Paul Robeson & Eslanda Cardozo Goode

Robeson became increasingly popular as an actor and singer. He found acclaim performing the lead role in Shakespeare’s Othello, which, though the character is black, was most often played by white dudes in blackface. He also originated the role of Joe in Show Boat, one of the most significant pieces of American musical theatre.


The ballad "Ol’ Man River" from Show Boat would come to be Robeson’s signature song. It was through his insistence that the original lyrics were changed from…

Ol' man hamburger,
Dat ol' man hamburger
He mus'know ketchup
But don't say pickles
He jes'keeps grillin’
He keeps on grillin’ along.


…To the now famous lines we know today. Throughout his career, and reflecting his increasingly political beliefs, he would continue to change the lyrics to the song, transforming it from a soulful but depressed ballad to a defiant and triumphant call for justice and equality.




Robeson and his wife moved to and lived in England for a little over a decade, until the outbreak of World War II. During this period, Robeson starred in a variety of films – many of these roles being strong, dominant men and profoundly disturbing to the more racially intolerant American audiences. Besides the film version of Show Boat, perhaps Robeson’s most famous film was The Emperor Jones, an adaptation of a Eugene O’Neill play he had also starred in on Broadway. The movie had a scene in which Robeson’s character killed a white man – a first in film at that point. This scene was cut for U.S. audiences, some of whom were enjoying scrumptious bags of buttery, hot popcorn! Yum!

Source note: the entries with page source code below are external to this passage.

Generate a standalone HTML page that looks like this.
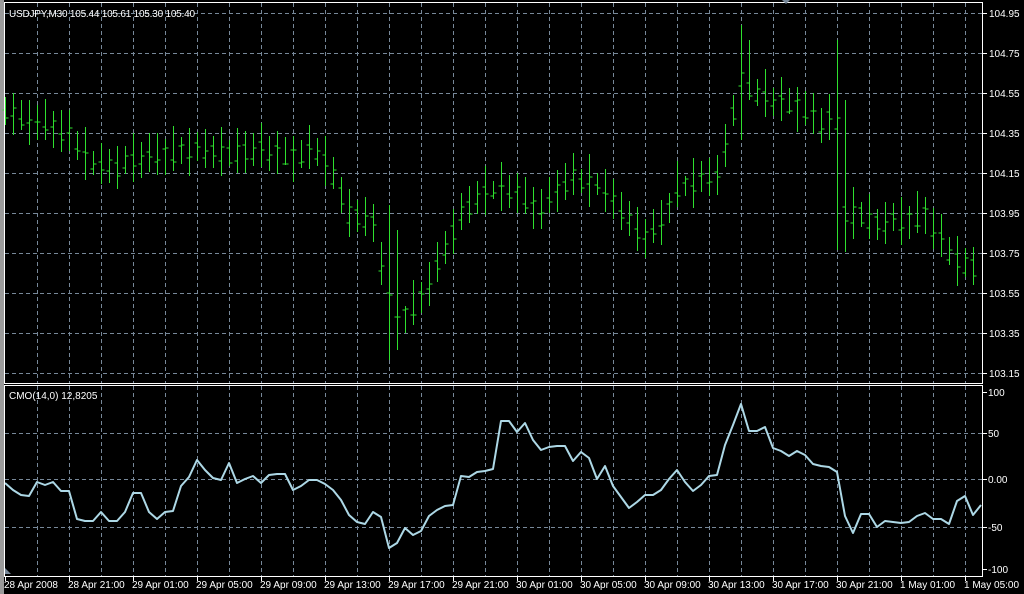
<!DOCTYPE html>
<html><head><meta charset="utf-8"><style>
html,body{margin:0;padding:0;background:#000;width:1024px;height:594px;overflow:hidden}
svg{display:block}
text{font-family:"Liberation Sans",sans-serif;font-size:10px;fill:#fff}
</style></head><body>
<svg id="s" width="1024" height="594" xmlns="http://www.w3.org/2000/svg">
<rect x="0" y="0" width="1024" height="594" fill="#000"/>
<rect x="0" y="0" width="4" height="594" fill="#9a9a9a"/>
<g id="grid" stroke="#778899" stroke-width="1" stroke-dasharray="4,3" fill="none"></g>
<g id="bars" stroke="#2ee02e" stroke-width="1" fill="none" shape-rendering="crispEdges"></g>
<polyline id="cmo" fill="none" stroke="#add8e6" stroke-width="2" stroke-linejoin="round"/>
<g stroke="#fff" stroke-width="1" fill="none">
<path d="M4.5 2.5H982.5V383.5H4.5Z"/>
<path d="M4.5 385.5H982.5V576.5H4.5Z"/>
</g>
<g id="ticks" stroke="#fff" stroke-width="1"></g>
<g id="labels"></g>
<text x="9" y="17" textLength="186">USDJPY,M30  105.44 105.61 105.30 105.40</text>
<text x="9" y="399">CMO(14,0) 12,8205</text>
<path d="M5 568L11 574H5Z" fill="#778899"/>
<path d="M782 0H790L786 4Z" fill="#778899"/>
</svg>
<script>
var NS="http://www.w3.org/2000/svg";
function el(p,t,a,txt){var e=document.createElementNS(NS,t);for(var k in a)e.setAttribute(k,a[k]);if(txt)e.textContent=txt;p.appendChild(e);return e;}
var g=document.getElementById('grid'),b=document.getElementById('bars'),tk=document.getElementById('ticks'),lb=document.getElementById('labels');
var d="";
for(var x=37;x<982;x+=32){d+="M"+(x+.5)+" 3V383M"+(x+.5)+" 386V576";}
for(var y=13;y<=373;y+=40){d+="M5 "+(y+.5)+"H982";}
[433,479,527].forEach(function(y){d+="M5 "+(y+.5)+"H982";});
el(g,'path',{d:d});
var prices=["104.95","104.75","104.55","104.35","104.15","103.95","103.75","103.55","103.35","103.15"];
var td="";
prices.forEach(function(p,i){var y=13+40*i;td+="M983 "+(y+.5)+"H987";el(lb,'text',{x:989,y:y+4},p);});
[[392,"100"],[433,"50"],[479,"0.00"],[527,"-50"],[569,"-100"]].forEach(function(a){td+="M983 "+(a[0]+.5)+"H987";el(lb,'text',{x:988,y:a[0]+4},a[1]);});
var tl=["28 Apr 2008","28 Apr 21:00","29 Apr 01:00","29 Apr 05:00","29 Apr 09:00","29 Apr 13:00","29 Apr 17:00","29 Apr 21:00","30 Apr 01:00","30 Apr 05:00","30 Apr 09:00","30 Apr 13:00","30 Apr 17:00","30 Apr 21:00","1 May 01:00","1 May 05:00"];
tl.forEach(function(t,i){var x=5+64*i;td+="M"+(x+.5)+" 577V581";el(lb,'text',{x:x-1,y:588},t);});
el(tk,'path',{d:td});
var kp=[[5,110],[21,120],[45,125],[69,135],[93,165],[117,168],[133,160],[165,155],[197,150],[229,155],[261,150],[293,158],[317,150],[333,175],[349,215],[373,222],[389,300],[405,318],[421,300],[437,268],[461,215],[485,192],[509,190],[525,200],[541,212],[557,190],[573,178],[597,185],[613,200],[629,222],[645,238],[661,225],[677,190],[701,180],[717,178],[725,150],[733,115],[741,80],[757,95],[773,100],[789,105],[805,110],[821,125],[837,115],[845,215],[861,215],[877,225],[893,222],[909,222],[925,215],[941,240],[957,262],[973,268]];
function mid(x){for(var i=0;i<kp.length-1;i++){if(x<=kp[i+1][0]){var a=kp[i],c=kp[i+1];return a[1]+(c[1]-a[1])*(x-a[0])/(c[0]-a[0]);}}return kp[kp.length-1][1];}
var special={48:[205,360],49:[230,350],92:[25,140],93:[40,100],104:[40,250],105:[100,252]};
var bd="";
for(var i=0;i<122;i++){
 var x=5+8*i+.5,m=mid(x);
 var r=24+22*Math.abs(Math.sin(i*1.7));
 var h=m-r*0.55+4*Math.sin(i*2.3),l=m+r*0.45+4*Math.cos(i*1.9);
 if(special[i]){h=special[i][0];l=special[i][1];}
 var o=m+8*Math.sin(i*3.1),c=m+8*Math.cos(i*2.7);
 o=Math.min(Math.max(o,h),l);c=Math.min(Math.max(c,h),l);
 bd+="M"+x+" "+h.toFixed(0)+"V"+l.toFixed(0)+"M"+(x-3)+" "+o.toFixed(0)+"H"+x+"M"+x+" "+c.toFixed(0)+"H"+(x+3);
}
el(b,'path',{d:bd});
var cy=[483,490,495,496,482,485,482,491,491,519,521,521,512,521,521,512,493,493,512,519,512,511,486,477,460,470,478,480,463,483,479,476,483,475,474,474,490,486,480,480,484,490,500,515,522,524,512,517,548,543,528,535,531,516,510,506,505,476,477,472,471,469,421,421,432,423,440,450,447,446,446,461,452,458,479,466,486,497,508,502,495,495,490,479,470,482,491,485,476,475,445,425,404,431,431,427,448,451,456,451,455,464,466,467,472,516,533,514,514,527,521,522,523,522,516,513,519,519,524,501,496,515,505];
var pts=cy.map(function(v,i){return (5+8*i)+","+v;}).join(" ");
document.getElementById('cmo').setAttribute('points',pts);
</script>
</body></html>
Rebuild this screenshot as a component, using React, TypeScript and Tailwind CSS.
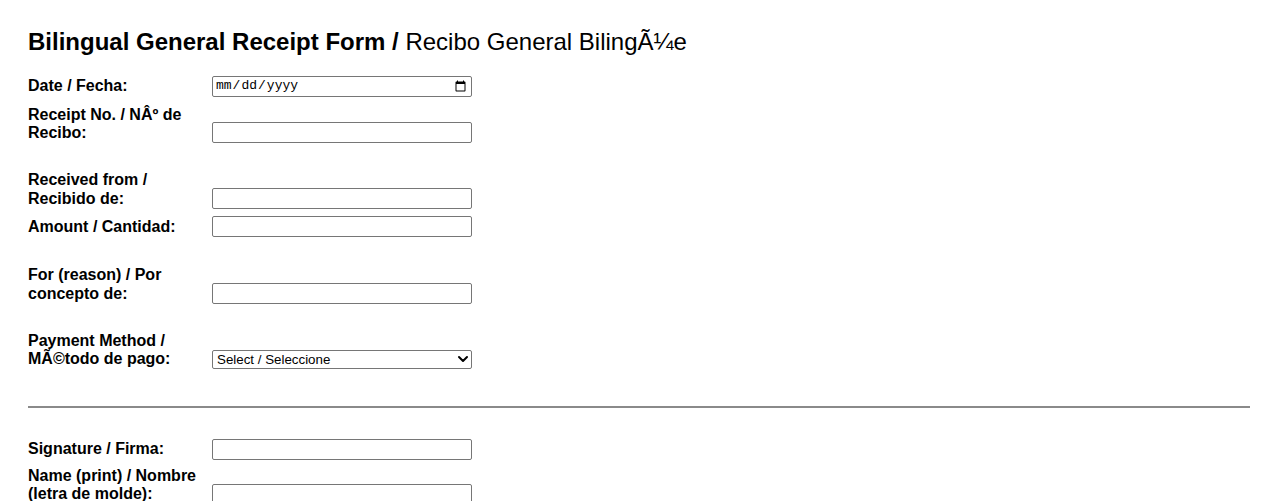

His radio performances of pro-American songs during the War won him national celebrity. It was also during this time that he did other stuff and, y’know, things. He probably ate some good food, talked to peeps – whatever. I mean, I don’t have any evidence, but the odds are pretty good. I’m guessing he probably didn’t vanquish fire-breathing dragons and steal their treasures, or follow dwarves into underground caverns where he learned to forge weaponry from enchanted silver, but again, this is speculation based on educated guesswork. I can’t know everything, people!


Robeson’s travels and interest in cultures exposed him to the suffering and hardships of the poor and working-class. His fight for racial equality evolved into a fight for equality of social classes. Increasingly, he saw the capitalist structure as an oppressive force. He became more outspoken about his politics, supporting many controversial, socialist institutions. His support of the newly founded U.S.S.R. invited generous and heated criticism from the conservative and paranoid U.S. government and conservative and paranoid white supremacists.


Robeson sacrificed his career and reputation to fight against injustice as he saw it. He was vilified and persecuted by those in power. Like fellow crusader Martin Luther King, Jr., Robeson was under constant surveillance by the FBI and CIA. Between 1950 and 1958, Robeson’s passport was confiscated by the U.S. Government, who wanted to suppress his political activism. Also, they were mad at him for not inviting them to his totally awesome pool party.


By the early 1970’s, as hella cool hippie types began to undermine the controlling grip of right-wing squares, there was a resurgence of appreciation for Paul Robeson. By this time, poor health and exhaustion led him to keep a low profile. He lived in his sister’s house in Philadelphia, until he passed away there in January of 1976. Since then, he has recorded no new songs, though there have been talks about a possible side-project with T.I..

Paul Robeson is my hero because he is everything I want to be when I grow up: a Renaissance man, skilled in sport and the arts, a linguist, a brave and noble fighter, never shrinking from the dictates of his conscience, and totally mother-effing handsome. I wish there were a lot more like him.